◆ **WHAT IS REQUIRED**
Omit pictures and quote the listing below line by line, from its start through the line that holds "import React from 'react';".

◆ **SUPPLIED INFORMATION**
## begin

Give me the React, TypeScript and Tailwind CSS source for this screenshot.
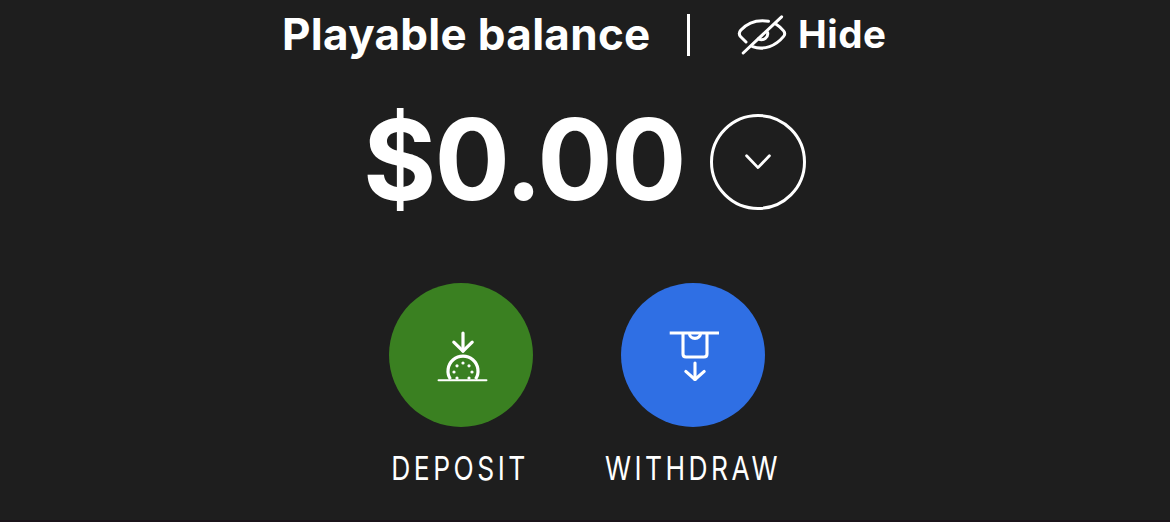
import React from 'react';

function HiddenEyeIcon() {
  return (
    <svg width="52" height="44" viewBox="0 0 52 44" fill="none" stroke="currentColor" strokeWidth="3" strokeLinecap="round" strokeLinejoin="round">
      <path d="M32.5 8.2C20.5 6.4 11.5 9.8 4.7 17.2C3 19.2 3 21.8 4.7 23.8L10 29" />
      <path d="M40.5 11.6C43.4 13.4 45.6 15.5 47.6 17.9C49 19.7 49 21.7 47.6 23.4C40 32.8 28 37.8 16.5 33.6" />
      <path d="M31.6 19.6C32.6 24.4 27.4 28.4 22.4 25.8" />
      <path d="M45.6 3.8L7.2 40" />
    </svg>
  );
}

function DepositIcon() {
  return (
    <svg width="52" height="52" viewBox="0 0 52 52" fill="none" stroke="currentColor" strokeWidth="3.2" strokeLinecap="round" strokeLinejoin="round">
      <path d="M26 3V21" />
      <path d="M16.8 12.2L26 21.2L35.2 12.2" />
      <path d="M13.4 49.2A15 15 0 1 1 38.6 49.2" strokeLinecap="butt" />
      <path d="M1.5 50.2H49.5" strokeWidth="1.9" />
      <g fill="currentColor" stroke="none">
        <circle cx="26" cy="33" r="1.6" />
        <circle cx="20" cy="35.8" r="1.6" />
        <circle cx="32" cy="35.8" r="1.6" />
        <circle cx="17" cy="42" r="1.6" />
        <circle cx="35" cy="42" r="1.6" />
        <circle cx="20" cy="48" r="1.6" />
        <circle cx="32" cy="48" r="1.6" />
      </g>
    </svg>
  );
}

function WithdrawIcon() {
  return (
    <svg width="52" height="52" viewBox="0 0 52 52" fill="none" stroke="currentColor" strokeWidth="3.1" strokeLinejoin="round">
      <path d="M0.7 3H50" />
      <path d="M14 3V24C14 25.8 15.2 27 17 27H35C36.8 27 38 25.8 38 24V3" />
      <path d="M20.4 3A5.6 5.4 0 0 0 31.6 3" />
      <path d="M26 33V49.5" strokeLinecap="round" />
      <path d="M16.8 41.4L26 49.5L35.2 41.4" strokeLinecap="round" />
    </svg>
  );
}

interface ActionProps {
  label: string;
  color: string;
  icon: React.ReactNode;
  labelClass: string;
}

function Action({ label, color, icon, labelClass }: ActionProps) {
  return (
    <button type="button" className="flex w-[232px] flex-col items-center">
      <span className={`flex size-36 items-center justify-center rounded-full pt-0.5 pl-1 ${color}`}>{icon}</span>
      <span className={`mt-[25px] inline-block scale-x-80 text-[33px] leading-none whitespace-nowrap ${labelClass}`}>{label}</span>
    </button>
  );
}

export default function App() {
  return (
    <div className="flex h-[522px] w-[1170px] flex-col overflow-hidden border-b-2 border-[#1b141a] bg-[#1e1e1e] pt-3 font-['Inter',sans-serif] text-white">
      <div className="flex h-11 items-start pl-[282px]">
        <h1 className="w-[405px] text-[44px] leading-none font-bold tracking-[0.3px] whitespace-nowrap">Playable balance</h1>
        <div className="mt-0.5 h-[42px] w-[3px] shrink-0 bg-white" />
        <button type="button" className="ml-[46px] flex items-start gap-2.5">
          <span className="mt-px">
            <HiddenEyeIcon />
          </span>
          <span className="mt-[3px] text-[38.5px] leading-none font-bold tracking-[0.5px]">Hide</span>
        </button>
      </div>

      <div className="mt-[47px] flex h-28 items-start pl-[363px]">
        <span className="w-[347px] text-[112px] leading-none font-bold tracking-[-1.8px]">$0.00</span>
        <button type="button" className="mt-[11px] flex size-24 items-center justify-center rounded-full border-3 border-white">
          <svg width="30" height="18" viewBox="0 0 30 18" fill="none" stroke="currentColor" strokeWidth="2.8" strokeLinecap="round" strokeLinejoin="round">
            <path d="M3.6 2.8L15 14.6L26.4 2.8" />
          </svg>
        </button>
      </div>

      <div className="mt-[68px] flex pl-[345px]">
        <Action label="DEPOSIT" color="bg-[#3a8021]" icon={<DepositIcon />} labelClass="tracking-[4.4px] -ml-0.5" />
        <Action label="WITHDRAW" color="bg-[#2f6fe4]" icon={<WithdrawIcon />} labelClass="tracking-[4.3px]" />
      </div>
    </div>
  );
}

## end

◆ **EXERCISE SOLUTION**
Give me the React, TypeScript and Tailwind CSS source for this screenshot.
import React from 'react';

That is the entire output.